The Cleveland Browns took the draft by storm last year by swapping the second-overall pick to the Philadelphia Eagles for a bushel of future selections.
Sitting pretty this year at No. 1, the Browns don't sound like a team ready to organize another blockbuster trade.
"That would surprise me. If we traded down this year," Cleveland's executive VP of football operations Sashi Brown said Wednesday during the team's pre-draft news conference.
"We have received calls. We haven't resigned ourselves one way or the other," Brown said. "We feel really good about picking at (No. 1) and I'll leave it at that."

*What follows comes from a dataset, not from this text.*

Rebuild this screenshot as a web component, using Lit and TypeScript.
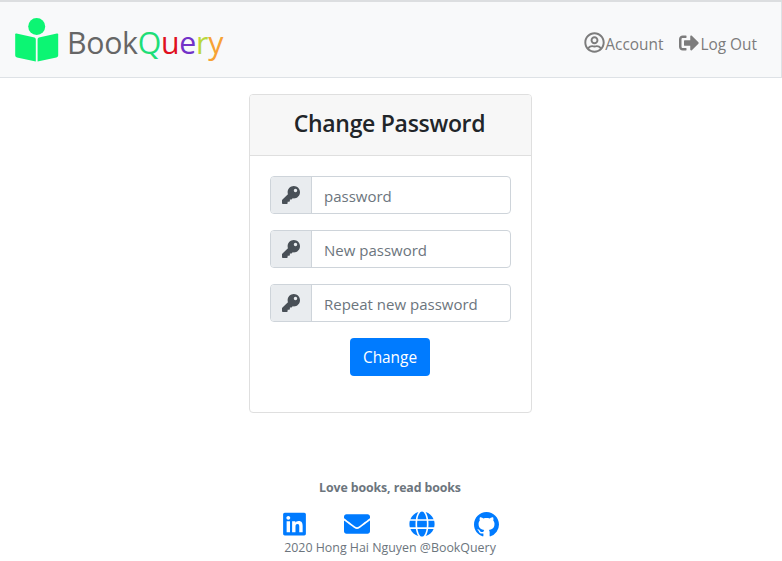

Brown went on, though, to expand on the team's overall philosophy heading into a critical second draft under coach Hue Jackson and Cleveland's creative front office.
"In particular last year, we felt like we needed to add a lot of young talent to the roster and so that really drove a lot of the decisions last year," Brown said. "We do think we're positioned obviously very different coming out of 2015. So the need to continue acquiring high-value picks is probably less intense this year -- it is less intense this year. We feel really good about having effectively two draft classes through the first two rounds ... there will be a lot of good Cleveland Brown players coming off the board on Thursday and Friday night."
Will one of those players be presumptive top pick Myles Garrett, the havoc-wreaking pass rusher out of Texas A&M?
"We've narrowed it down," Brown said, without letting on. "We feel good about where we are."
Here's what else we learned from Cleveland's top lieutenant ahead of next week's draft in Philadelphia:
- Pressed further about Garrett, Brown praised the monstrous defensive prospect after meeting with the college star.
"Bright young man. Competitive. We spent a lot of time with him, number one, so learned a lot about what makes him tick, what motivates him, how he spends his down time, how he spends his time with his teammates. You can learn a lot," Brown said. "He's an enjoyable young man, very bright. I think whatever team gets him, particularly for us, we'd be proud to have him."
- There have been whispers, though, that Cleveland has debated internally over taking a quarterback with the top spot -- namely North Carolina's Mitchell Trubisky.
Brown was asked if the team is concerned about Trubisky's truncated history as a college starter after Cardinals coach Bruce Arians said this week: "The question is why wasn't all that talent starting for the last three years? That's always bugging me."
Said Brown: "Not gonna comment on Mitch's history. We appreciate Bruce's expertise first, let me say that. Certainly, I think, you'd like to be able to look back on as many games as you can. It's no mystery that Mitch hasn't played in a lot of them."
- Back to those whispers. Brown was asked more than once about whether or not Jackson and the front office are at odds over how to use the No. 1 pick and, subsequently, Cleveland's No. 12 selection.
Asked specifically if there is a "divisive thing going on" inside the building, Sashi calmly responded: "That would be false."
"Even if we all agree on a particular player or decision, we constantly are pushing each other to think about what we're not thinking about," Brown said. "Our job really isn't to agree; our job is to get decisions right. And so, when we go through our processes, we actually force ourselves not to get to a point where we're just agreeing on everything. ... We try to actually facilitate that type of environment."
Said Brown: "We don't comment on all the rumors. We're in the No. 1 slot and there's a ton of interest and popularity ... and we just know that's what comes with the territory. ... It's just part of the territory. We don't get flustered by it."